Recorded information

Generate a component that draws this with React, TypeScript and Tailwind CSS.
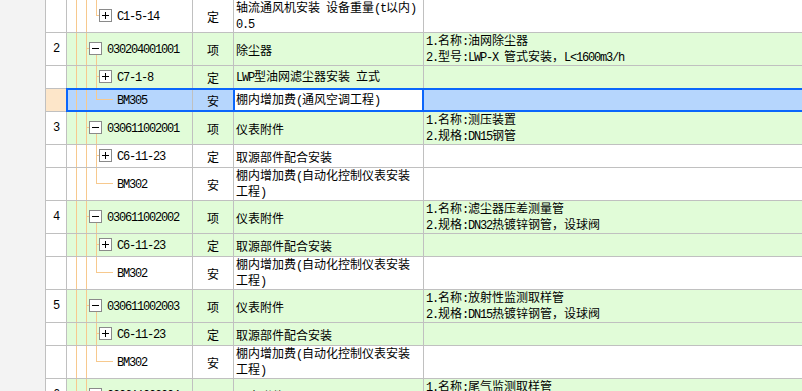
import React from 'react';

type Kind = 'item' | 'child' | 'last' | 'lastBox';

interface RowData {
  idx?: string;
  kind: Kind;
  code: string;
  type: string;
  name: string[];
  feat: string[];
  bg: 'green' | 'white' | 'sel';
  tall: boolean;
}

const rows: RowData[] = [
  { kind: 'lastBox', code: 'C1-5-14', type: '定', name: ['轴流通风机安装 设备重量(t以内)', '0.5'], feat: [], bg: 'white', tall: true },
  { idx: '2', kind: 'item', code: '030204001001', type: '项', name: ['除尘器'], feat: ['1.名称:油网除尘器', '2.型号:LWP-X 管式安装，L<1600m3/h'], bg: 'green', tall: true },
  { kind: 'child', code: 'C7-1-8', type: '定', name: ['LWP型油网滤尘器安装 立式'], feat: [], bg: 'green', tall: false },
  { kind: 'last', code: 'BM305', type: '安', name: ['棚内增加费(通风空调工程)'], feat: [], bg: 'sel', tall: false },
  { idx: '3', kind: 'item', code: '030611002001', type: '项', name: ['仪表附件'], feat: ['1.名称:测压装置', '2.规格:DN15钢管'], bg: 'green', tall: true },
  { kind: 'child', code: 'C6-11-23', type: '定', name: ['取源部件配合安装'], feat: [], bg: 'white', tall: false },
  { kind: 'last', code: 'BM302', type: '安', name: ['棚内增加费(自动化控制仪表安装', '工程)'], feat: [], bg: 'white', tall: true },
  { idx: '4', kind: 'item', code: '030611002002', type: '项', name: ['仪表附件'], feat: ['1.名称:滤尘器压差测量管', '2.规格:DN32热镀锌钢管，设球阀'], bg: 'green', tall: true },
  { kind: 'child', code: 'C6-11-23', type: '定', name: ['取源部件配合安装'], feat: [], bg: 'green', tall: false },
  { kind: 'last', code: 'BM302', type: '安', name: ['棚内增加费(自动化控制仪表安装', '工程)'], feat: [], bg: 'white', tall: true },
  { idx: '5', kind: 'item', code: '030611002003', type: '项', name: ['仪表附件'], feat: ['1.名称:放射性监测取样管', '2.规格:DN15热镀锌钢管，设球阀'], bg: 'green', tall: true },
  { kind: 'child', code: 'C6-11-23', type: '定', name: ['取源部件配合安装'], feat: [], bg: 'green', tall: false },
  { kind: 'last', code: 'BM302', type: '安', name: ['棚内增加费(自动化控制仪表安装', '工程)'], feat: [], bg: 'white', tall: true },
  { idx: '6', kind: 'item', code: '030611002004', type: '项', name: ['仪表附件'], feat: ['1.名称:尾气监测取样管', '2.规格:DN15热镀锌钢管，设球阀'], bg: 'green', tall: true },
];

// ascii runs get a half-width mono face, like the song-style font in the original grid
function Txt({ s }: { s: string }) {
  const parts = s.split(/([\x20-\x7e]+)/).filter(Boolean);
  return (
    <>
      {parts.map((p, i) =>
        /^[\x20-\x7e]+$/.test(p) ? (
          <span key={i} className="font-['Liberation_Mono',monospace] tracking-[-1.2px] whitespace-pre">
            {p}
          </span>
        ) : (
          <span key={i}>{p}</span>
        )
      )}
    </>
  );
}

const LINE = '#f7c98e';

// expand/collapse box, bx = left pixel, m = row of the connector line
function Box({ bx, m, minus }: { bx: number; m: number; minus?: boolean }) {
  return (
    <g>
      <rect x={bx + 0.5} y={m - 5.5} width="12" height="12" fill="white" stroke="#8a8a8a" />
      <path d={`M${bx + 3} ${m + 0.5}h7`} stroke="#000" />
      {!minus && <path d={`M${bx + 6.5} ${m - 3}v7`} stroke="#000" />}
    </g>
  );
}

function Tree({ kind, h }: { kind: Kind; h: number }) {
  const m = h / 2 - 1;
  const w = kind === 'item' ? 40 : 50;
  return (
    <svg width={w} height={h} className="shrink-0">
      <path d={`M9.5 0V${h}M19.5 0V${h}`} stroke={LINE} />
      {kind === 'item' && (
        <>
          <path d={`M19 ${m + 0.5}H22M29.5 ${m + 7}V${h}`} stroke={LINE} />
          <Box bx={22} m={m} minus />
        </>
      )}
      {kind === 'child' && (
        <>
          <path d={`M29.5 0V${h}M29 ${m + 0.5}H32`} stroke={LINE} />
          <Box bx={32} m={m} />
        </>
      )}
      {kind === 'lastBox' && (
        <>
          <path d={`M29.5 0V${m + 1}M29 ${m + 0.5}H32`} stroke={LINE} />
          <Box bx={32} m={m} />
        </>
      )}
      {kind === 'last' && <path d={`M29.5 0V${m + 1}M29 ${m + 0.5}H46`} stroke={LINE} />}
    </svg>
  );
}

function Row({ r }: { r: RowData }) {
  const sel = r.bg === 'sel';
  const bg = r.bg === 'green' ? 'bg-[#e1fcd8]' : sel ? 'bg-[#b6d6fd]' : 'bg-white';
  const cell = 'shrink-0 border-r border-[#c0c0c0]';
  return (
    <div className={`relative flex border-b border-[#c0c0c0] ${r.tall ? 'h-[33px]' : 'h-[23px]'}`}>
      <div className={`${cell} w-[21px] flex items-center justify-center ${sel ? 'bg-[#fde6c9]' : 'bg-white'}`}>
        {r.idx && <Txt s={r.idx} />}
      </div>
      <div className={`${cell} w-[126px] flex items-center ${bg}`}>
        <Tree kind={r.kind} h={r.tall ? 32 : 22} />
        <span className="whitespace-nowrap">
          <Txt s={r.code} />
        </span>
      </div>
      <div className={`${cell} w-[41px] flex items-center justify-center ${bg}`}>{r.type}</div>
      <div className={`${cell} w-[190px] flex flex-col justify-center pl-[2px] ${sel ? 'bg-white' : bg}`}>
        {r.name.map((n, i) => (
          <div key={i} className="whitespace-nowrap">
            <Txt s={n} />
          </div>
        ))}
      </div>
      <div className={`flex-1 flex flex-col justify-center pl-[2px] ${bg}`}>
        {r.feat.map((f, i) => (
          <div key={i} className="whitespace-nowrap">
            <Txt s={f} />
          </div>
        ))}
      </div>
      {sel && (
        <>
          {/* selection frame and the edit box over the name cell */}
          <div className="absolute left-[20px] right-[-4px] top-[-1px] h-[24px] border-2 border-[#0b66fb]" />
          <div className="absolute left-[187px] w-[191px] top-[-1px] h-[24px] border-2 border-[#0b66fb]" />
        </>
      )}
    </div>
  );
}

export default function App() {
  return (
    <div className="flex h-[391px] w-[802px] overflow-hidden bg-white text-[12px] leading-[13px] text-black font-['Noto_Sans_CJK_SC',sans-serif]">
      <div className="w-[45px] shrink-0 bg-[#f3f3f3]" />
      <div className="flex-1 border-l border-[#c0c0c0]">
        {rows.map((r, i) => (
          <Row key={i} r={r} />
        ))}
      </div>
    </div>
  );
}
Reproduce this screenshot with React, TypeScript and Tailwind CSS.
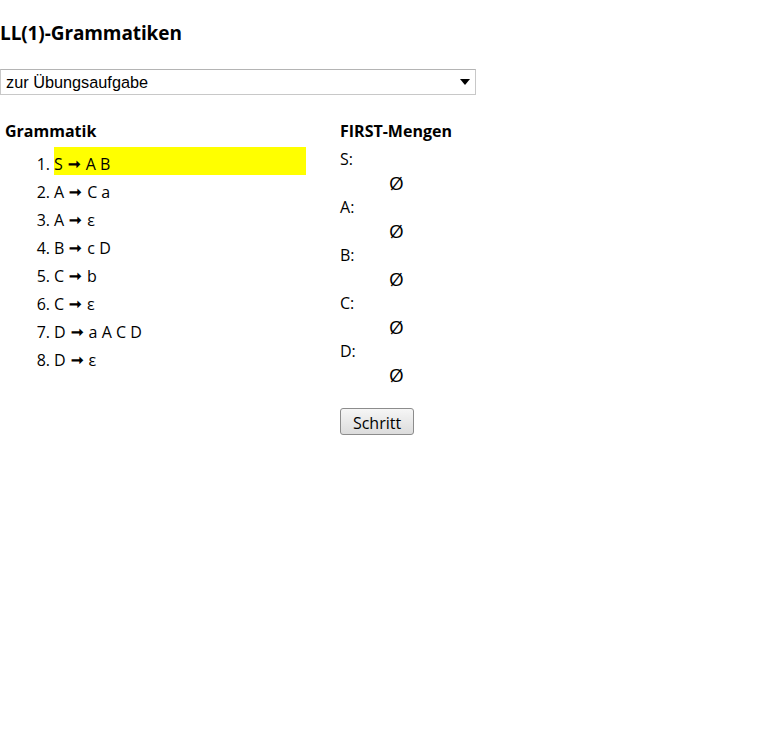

Aim of the task
Give every record again exactly, apart from the pictures, which stay out.

Problem solution
Generate a component that draws this with React, TypeScript and Tailwind CSS.
import React from 'react';

type Kind = 'item' | 'child' | 'last' | 'lastBox';

interface RowData {
  idx?: string;
  kind: Kind;
  code: string;
  type: string;
  name: string[];
  feat: string[];
  bg: 'green' | 'white' | 'sel';
  tall: boolean;
}

const rows: RowData[] = [
  { kind: 'lastBox', code: 'C1-5-14', type: '定', name: ['轴流通风机安装 设备重量(t以内)', '0.5'], feat: [], bg: 'white', tall: true },
  { idx: '2', kind: 'item', code: '030204001001', type: '项', name: ['除尘器'], feat: ['1.名称:油网除尘器', '2.型号:LWP-X 管式安装，L<1600m3/h'], bg: 'green', tall: true },
  { kind: 'child', code: 'C7-1-8', type: '定', name: ['LWP型油网滤尘器安装 立式'], feat: [], bg: 'green', tall: false },
  { kind: 'last', code: 'BM305', type: '安', name: ['棚内增加费(通风空调工程)'], feat: [], bg: 'sel', tall: false },
  { idx: '3', kind: 'item', code: '030611002001', type: '项', name: ['仪表附件'], feat: ['1.名称:测压装置', '2.规格:DN15钢管'], bg: 'green', tall: true },
  { kind: 'child', code: 'C6-11-23', type: '定', name: ['取源部件配合安装'], feat: [], bg: 'white', tall: false },
  { kind: 'last', code: 'BM302', type: '安', name: ['棚内增加费(自动化控制仪表安装', '工程)'], feat: [], bg: 'white', tall: true },
  { idx: '4', kind: 'item', code: '030611002002', type: '项', name: ['仪表附件'], feat: ['1.名称:滤尘器压差测量管', '2.规格:DN32热镀锌钢管，设球阀'], bg: 'green', tall: true },
  { kind: 'child', code: 'C6-11-23', type: '定', name: ['取源部件配合安装'], feat: [], bg: 'green', tall: false },
  { kind: 'last', code: 'BM302', type: '安', name: ['棚内增加费(自动化控制仪表安装', '工程)'], feat: [], bg: 'white', tall: true },
  { idx: '5', kind: 'item', code: '030611002003', type: '项', name: ['仪表附件'], feat: ['1.名称:放射性监测取样管', '2.规格:DN15热镀锌钢管，设球阀'], bg: 'green', tall: true },
  { kind: 'child', code: 'C6-11-23', type: '定', name: ['取源部件配合安装'], feat: [], bg: 'green', tall: false },
  { kind: 'last', code: 'BM302', type: '安', name: ['棚内增加费(自动化控制仪表安装', '工程)'], feat: [], bg: 'white', tall: true },
  { idx: '6', kind: 'item', code: '030611002004', type: '项', name: ['仪表附件'], feat: ['1.名称:尾气监测取样管', '2.规格:DN15热镀锌钢管，设球阀'], bg: 'green', tall: true },
];

// ascii runs get a half-width mono face, like the song-style font in the original grid
function Txt({ s }: { s: string }) {
  const parts = s.split(/([\x20-\x7e]+)/).filter(Boolean);
  return (
    <>
      {parts.map((p, i) =>
        /^[\x20-\x7e]+$/.test(p) ? (
          <span key={i} className="font-['Liberation_Mono',monospace] tracking-[-1.2px] whitespace-pre">
            {p}
          </span>
        ) : (
          <span key={i}>{p}</span>
        )
      )}
    </>
  );
}

const LINE = '#f7c98e';

// expand/collapse box, bx = left pixel, m = row of the connector line
function Box({ bx, m, minus }: { bx: number; m: number; minus?: boolean }) {
  return (
    <g>
      <rect x={bx + 0.5} y={m - 5.5} width="12" height="12" fill="white" stroke="#8a8a8a" />
      <path d={`M${bx + 3} ${m + 0.5}h7`} stroke="#000" />
      {!minus && <path d={`M${bx + 6.5} ${m - 3}v7`} stroke="#000" />}
    </g>
  );
}

function Tree({ kind, h }: { kind: Kind; h: number }) {
  const m = h / 2 - 1;
  const w = kind === 'item' ? 40 : 50;
  return (
    <svg width={w} height={h} className="shrink-0">
      <path d={`M9.5 0V${h}M19.5 0V${h}`} stroke={LINE} />
      {kind === 'item' && (
        <>
          <path d={`M19 ${m + 0.5}H22M29.5 ${m + 7}V${h}`} stroke={LINE} />
          <Box bx={22} m={m} minus />
        </>
      )}
      {kind === 'child' && (
        <>
          <path d={`M29.5 0V${h}M29 ${m + 0.5}H32`} stroke={LINE} />
          <Box bx={32} m={m} />
        </>
      )}
      {kind === 'lastBox' && (
        <>
          <path d={`M29.5 0V${m + 1}M29 ${m + 0.5}H32`} stroke={LINE} />
          <Box bx={32} m={m} />
        </>
      )}
      {kind === 'last' && <path d={`M29.5 0V${m + 1}M29 ${m + 0.5}H46`} stroke={LINE} />}
    </svg>
  );
}

function Row({ r }: { r: RowData }) {
  const sel = r.bg === 'sel';
  const bg = r.bg === 'green' ? 'bg-[#e1fcd8]' : sel ? 'bg-[#b6d6fd]' : 'bg-white';
  const cell = 'shrink-0 border-r border-[#c0c0c0]';
  return (
    <div className={`relative flex border-b border-[#c0c0c0] ${r.tall ? 'h-[33px]' : 'h-[23px]'}`}>
      <div className={`${cell} w-[21px] flex items-center justify-center ${sel ? 'bg-[#fde6c9]' : 'bg-white'}`}>
        {r.idx && <Txt s={r.idx} />}
      </div>
      <div className={`${cell} w-[126px] flex items-center ${bg}`}>
        <Tree kind={r.kind} h={r.tall ? 32 : 22} />
        <span className="whitespace-nowrap">
          <Txt s={r.code} />
        </span>
      </div>
      <div className={`${cell} w-[41px] flex items-center justify-center ${bg}`}>{r.type}</div>
      <div className={`${cell} w-[190px] flex flex-col justify-center pl-[2px] ${sel ? 'bg-white' : bg}`}>
        {r.name.map((n, i) => (
          <div key={i} className="whitespace-nowrap">
            <Txt s={n} />
          </div>
        ))}
      </div>
      <div className={`flex-1 flex flex-col justify-center pl-[2px] ${bg}`}>
        {r.feat.map((f, i) => (
          <div key={i} className="whitespace-nowrap">
            <Txt s={f} />
          </div>
        ))}
      </div>
      {sel && (
        <>
          {/* selection frame and the edit box over the name cell */}
          <div className="absolute left-[20px] right-[-4px] top-[-1px] h-[24px] border-2 border-[#0b66fb]" />
          <div className="absolute left-[187px] w-[191px] top-[-1px] h-[24px] border-2 border-[#0b66fb]" />
        </>
      )}
    </div>
  );
}

export default function App() {
  return (
    <div className="flex h-[391px] w-[802px] overflow-hidden bg-white text-[12px] leading-[13px] text-black font-['Noto_Sans_CJK_SC',sans-serif]">
      <div className="w-[45px] shrink-0 bg-[#f3f3f3]" />
      <div className="flex-1 border-l border-[#c0c0c0]">
        {rows.map((r, i) => (
          <Row key={i} r={r} />
        ))}
      </div>
    </div>
  );
}
Reproduce this screenshot with React, TypeScript and Tailwind CSS.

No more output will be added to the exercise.